Reproduce nothing but the lines from the one with "Output the component" through the one with "React.ReactNode; checks: boolean[];", exactly and with both ends. Omit pictures.

» **DATA TO PROCESS**:
start

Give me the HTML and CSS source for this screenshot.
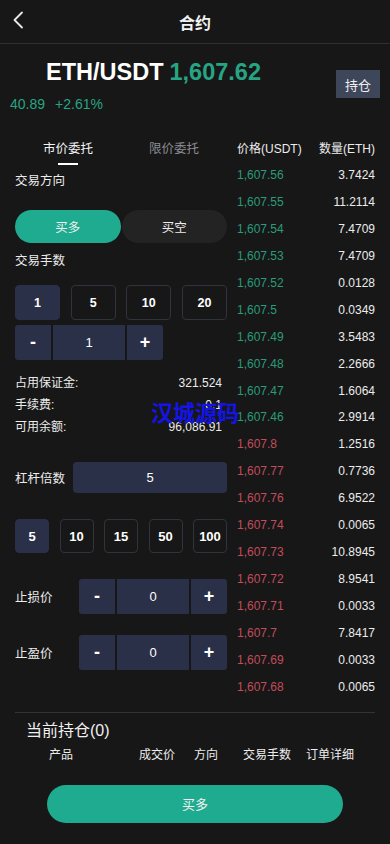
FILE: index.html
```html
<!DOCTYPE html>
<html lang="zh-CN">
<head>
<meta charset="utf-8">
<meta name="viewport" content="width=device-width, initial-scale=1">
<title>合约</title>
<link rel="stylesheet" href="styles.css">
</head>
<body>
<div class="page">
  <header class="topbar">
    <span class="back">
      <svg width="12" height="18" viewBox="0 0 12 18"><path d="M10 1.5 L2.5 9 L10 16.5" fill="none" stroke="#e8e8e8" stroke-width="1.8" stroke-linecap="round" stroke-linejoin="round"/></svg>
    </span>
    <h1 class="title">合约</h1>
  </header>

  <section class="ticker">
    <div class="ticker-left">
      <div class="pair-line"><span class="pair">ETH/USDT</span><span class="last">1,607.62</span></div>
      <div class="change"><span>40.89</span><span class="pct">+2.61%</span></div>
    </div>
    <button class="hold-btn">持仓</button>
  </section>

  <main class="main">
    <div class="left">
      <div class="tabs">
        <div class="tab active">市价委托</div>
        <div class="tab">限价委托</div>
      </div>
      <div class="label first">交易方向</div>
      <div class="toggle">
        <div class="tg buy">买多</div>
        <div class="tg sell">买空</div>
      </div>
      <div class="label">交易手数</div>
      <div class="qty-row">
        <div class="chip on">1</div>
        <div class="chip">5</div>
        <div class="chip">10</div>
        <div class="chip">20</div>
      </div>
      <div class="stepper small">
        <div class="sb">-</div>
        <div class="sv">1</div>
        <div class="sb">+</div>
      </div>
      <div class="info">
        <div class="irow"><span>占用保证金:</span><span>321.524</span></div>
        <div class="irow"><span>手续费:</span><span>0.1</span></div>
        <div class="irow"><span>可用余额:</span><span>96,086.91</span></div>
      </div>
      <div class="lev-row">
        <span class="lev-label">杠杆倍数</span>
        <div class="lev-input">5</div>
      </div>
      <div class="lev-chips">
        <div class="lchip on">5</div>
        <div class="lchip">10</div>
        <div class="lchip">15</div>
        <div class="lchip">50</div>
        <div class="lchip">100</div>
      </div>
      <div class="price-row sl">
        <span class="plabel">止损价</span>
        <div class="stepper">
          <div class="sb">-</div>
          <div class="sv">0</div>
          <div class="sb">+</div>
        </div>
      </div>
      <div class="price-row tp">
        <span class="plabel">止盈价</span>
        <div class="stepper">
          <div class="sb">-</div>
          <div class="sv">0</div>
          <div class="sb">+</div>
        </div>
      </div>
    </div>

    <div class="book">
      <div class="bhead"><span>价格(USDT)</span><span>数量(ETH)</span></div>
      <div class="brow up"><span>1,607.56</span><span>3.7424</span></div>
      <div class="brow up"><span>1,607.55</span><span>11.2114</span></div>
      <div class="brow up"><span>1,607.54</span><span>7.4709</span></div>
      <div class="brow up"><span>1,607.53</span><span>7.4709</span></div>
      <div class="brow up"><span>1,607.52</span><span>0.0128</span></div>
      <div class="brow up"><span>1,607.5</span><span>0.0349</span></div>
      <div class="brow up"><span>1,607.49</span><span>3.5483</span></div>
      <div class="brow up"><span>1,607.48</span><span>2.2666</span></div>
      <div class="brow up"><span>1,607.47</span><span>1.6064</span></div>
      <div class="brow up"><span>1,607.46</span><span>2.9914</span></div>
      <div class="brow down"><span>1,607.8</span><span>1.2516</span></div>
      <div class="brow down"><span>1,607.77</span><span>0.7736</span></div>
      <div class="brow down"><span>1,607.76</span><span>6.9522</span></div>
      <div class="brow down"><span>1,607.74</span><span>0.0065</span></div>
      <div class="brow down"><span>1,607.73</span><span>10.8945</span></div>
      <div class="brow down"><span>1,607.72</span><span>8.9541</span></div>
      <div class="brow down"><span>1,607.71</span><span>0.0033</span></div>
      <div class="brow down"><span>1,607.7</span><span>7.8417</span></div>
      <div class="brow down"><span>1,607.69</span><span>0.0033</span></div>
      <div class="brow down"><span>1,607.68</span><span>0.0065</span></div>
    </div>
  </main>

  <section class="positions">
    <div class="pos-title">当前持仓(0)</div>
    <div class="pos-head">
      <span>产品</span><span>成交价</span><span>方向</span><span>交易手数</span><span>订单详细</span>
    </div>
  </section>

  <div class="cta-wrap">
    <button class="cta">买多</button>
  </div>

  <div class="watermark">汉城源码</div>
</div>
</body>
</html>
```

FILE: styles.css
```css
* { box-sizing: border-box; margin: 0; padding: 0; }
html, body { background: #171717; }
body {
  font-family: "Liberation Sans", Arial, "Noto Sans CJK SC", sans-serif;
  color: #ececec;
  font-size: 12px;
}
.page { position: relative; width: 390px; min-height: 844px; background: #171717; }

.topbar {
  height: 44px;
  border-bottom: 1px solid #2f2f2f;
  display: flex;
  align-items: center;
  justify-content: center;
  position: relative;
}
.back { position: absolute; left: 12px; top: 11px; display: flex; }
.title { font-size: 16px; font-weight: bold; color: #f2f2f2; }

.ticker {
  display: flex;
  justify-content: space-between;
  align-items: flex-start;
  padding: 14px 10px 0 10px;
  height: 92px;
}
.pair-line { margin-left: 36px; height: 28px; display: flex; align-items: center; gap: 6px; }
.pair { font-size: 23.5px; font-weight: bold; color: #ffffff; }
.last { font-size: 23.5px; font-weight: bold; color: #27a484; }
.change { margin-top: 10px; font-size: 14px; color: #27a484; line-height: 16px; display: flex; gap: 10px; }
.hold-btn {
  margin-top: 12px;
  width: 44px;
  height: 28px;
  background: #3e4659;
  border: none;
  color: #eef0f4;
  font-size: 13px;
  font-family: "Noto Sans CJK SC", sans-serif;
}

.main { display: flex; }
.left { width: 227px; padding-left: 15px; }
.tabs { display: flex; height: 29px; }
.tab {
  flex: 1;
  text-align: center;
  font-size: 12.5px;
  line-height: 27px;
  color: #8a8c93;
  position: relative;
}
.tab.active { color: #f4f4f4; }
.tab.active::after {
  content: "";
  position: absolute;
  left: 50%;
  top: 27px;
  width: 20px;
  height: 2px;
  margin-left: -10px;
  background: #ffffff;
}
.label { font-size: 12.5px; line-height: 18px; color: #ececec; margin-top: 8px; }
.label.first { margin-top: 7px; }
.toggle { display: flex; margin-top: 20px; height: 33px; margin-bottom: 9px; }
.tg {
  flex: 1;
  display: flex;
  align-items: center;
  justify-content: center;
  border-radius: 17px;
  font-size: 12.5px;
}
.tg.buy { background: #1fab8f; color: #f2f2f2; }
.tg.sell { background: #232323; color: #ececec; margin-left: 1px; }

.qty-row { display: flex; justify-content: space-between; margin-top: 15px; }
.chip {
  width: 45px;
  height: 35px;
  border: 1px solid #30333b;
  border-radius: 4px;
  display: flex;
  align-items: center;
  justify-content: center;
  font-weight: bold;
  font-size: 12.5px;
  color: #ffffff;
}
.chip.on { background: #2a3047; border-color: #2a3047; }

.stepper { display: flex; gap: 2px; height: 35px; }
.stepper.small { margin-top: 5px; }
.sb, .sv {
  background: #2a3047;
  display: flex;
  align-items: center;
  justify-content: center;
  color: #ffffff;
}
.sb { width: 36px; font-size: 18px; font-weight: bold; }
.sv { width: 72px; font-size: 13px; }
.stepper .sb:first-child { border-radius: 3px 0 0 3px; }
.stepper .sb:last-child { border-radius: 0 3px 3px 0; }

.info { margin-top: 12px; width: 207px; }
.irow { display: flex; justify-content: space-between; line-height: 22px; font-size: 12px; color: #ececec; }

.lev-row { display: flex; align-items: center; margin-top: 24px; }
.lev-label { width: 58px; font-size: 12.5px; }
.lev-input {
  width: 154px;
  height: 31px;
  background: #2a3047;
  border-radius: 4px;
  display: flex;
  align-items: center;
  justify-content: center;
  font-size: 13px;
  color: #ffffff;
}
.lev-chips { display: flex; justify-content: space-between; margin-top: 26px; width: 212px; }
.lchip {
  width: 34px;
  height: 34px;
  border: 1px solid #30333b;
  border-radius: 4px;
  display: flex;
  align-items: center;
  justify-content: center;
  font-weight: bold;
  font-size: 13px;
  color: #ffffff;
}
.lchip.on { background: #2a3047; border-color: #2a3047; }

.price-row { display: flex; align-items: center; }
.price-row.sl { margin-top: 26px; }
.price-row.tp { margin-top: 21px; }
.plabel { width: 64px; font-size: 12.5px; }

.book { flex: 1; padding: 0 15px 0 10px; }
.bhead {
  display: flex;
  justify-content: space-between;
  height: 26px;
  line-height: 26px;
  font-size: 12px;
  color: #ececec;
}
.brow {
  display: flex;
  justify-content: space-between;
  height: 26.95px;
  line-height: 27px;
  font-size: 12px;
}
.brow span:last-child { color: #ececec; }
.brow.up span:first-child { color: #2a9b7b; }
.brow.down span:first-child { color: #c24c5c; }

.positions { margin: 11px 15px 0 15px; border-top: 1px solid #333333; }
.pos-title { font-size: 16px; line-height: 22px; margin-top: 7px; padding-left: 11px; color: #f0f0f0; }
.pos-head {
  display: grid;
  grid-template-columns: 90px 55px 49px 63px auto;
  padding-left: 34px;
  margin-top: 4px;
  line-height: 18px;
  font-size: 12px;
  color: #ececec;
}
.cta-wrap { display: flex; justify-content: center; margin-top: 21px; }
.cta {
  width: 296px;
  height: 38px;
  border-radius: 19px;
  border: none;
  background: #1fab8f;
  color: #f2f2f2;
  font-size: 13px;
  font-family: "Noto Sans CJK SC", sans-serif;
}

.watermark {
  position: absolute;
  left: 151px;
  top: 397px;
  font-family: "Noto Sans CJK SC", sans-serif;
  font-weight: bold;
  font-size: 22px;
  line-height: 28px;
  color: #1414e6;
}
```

end
start

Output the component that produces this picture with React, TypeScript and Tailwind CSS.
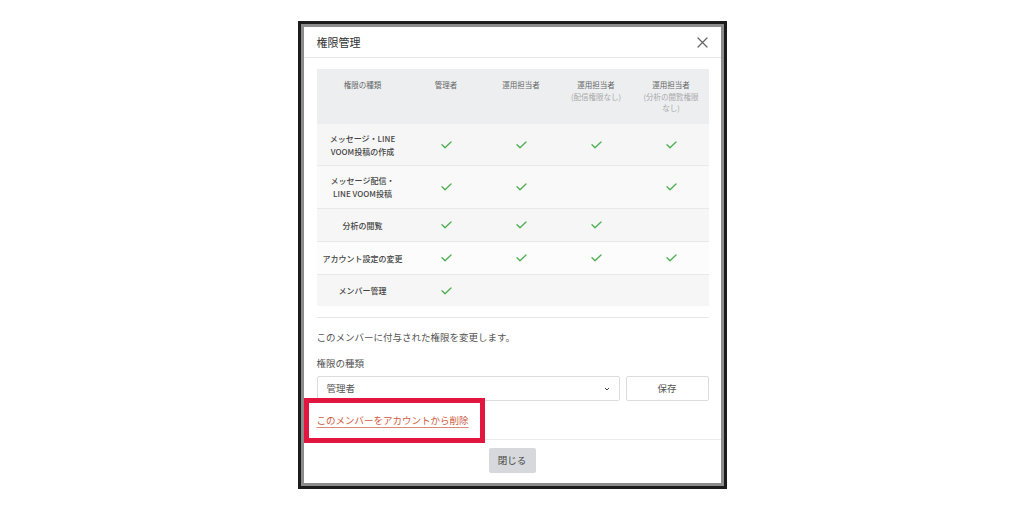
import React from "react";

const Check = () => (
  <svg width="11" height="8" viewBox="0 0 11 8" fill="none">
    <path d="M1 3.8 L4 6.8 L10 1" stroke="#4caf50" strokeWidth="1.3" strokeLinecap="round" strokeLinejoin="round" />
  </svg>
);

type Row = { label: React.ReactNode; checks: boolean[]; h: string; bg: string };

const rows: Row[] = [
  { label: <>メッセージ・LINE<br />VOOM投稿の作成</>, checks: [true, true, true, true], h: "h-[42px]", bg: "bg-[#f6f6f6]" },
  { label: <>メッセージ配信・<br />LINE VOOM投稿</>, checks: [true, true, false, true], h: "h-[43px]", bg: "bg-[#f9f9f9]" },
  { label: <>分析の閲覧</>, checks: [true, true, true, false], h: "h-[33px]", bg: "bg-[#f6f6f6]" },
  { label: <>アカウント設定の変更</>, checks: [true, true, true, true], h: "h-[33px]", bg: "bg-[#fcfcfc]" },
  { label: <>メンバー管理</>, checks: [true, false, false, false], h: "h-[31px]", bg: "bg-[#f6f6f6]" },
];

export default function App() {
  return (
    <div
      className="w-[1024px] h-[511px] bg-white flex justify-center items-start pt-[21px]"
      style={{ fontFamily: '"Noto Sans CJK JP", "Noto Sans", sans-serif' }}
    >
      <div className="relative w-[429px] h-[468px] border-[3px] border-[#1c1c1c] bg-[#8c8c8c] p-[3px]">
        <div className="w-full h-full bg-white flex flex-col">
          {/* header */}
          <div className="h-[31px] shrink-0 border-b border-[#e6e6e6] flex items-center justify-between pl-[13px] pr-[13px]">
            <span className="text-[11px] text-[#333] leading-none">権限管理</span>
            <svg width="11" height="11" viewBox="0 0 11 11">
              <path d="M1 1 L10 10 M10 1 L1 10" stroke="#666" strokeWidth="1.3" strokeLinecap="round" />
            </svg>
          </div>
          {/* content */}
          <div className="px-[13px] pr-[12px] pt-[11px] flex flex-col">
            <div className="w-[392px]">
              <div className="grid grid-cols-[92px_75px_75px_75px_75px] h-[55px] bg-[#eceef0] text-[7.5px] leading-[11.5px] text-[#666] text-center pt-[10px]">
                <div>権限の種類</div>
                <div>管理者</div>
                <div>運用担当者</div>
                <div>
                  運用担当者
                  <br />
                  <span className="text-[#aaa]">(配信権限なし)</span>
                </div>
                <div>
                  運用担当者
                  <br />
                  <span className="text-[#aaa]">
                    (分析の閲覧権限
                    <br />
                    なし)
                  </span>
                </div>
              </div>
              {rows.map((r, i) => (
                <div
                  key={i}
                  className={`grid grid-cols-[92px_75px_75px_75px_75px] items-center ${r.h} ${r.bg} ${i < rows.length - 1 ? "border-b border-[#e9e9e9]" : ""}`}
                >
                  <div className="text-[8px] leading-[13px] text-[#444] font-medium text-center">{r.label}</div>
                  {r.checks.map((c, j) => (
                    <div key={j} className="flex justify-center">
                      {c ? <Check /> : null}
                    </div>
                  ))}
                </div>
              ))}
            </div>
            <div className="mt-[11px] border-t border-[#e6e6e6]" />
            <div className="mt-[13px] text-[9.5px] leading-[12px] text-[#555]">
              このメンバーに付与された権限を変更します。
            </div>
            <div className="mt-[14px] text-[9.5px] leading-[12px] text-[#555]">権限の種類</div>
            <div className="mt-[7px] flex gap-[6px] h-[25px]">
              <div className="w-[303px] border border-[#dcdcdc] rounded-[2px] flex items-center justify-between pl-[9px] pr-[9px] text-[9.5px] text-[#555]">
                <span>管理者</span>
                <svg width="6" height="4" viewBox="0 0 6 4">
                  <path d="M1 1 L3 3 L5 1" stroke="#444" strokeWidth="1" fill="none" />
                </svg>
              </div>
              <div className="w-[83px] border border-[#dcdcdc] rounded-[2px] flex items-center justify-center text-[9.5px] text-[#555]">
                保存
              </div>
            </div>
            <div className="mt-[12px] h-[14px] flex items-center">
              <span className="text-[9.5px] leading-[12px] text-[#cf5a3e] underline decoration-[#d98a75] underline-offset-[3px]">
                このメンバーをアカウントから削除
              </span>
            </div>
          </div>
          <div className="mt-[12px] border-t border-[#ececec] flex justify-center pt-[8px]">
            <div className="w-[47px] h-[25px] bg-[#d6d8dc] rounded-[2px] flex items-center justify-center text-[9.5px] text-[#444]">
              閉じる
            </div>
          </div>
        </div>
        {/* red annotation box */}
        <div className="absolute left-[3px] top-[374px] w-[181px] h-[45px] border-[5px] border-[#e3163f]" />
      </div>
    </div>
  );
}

end
start

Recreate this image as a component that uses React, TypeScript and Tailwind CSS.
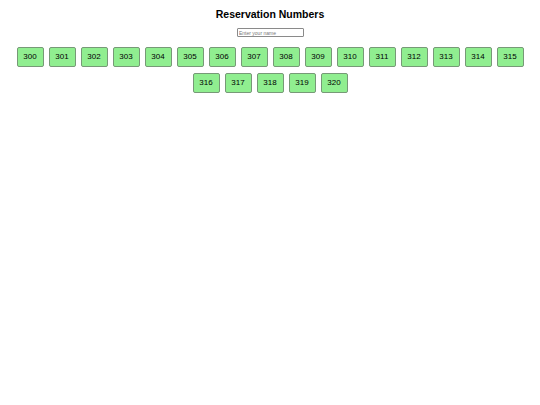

end

» **FINISHED EXERCISE**:
Output the component that produces this picture with React, TypeScript and Tailwind CSS.
import React from "react";

const Check = () => (
  <svg width="11" height="8" viewBox="0 0 11 8" fill="none">
    <path d="M1 3.8 L4 6.8 L10 1" stroke="#4caf50" strokeWidth="1.3" strokeLinecap="round" strokeLinejoin="round" />
  </svg>
);

type Row = { label: React.ReactNode; checks: boolean[]; h: string; bg: string };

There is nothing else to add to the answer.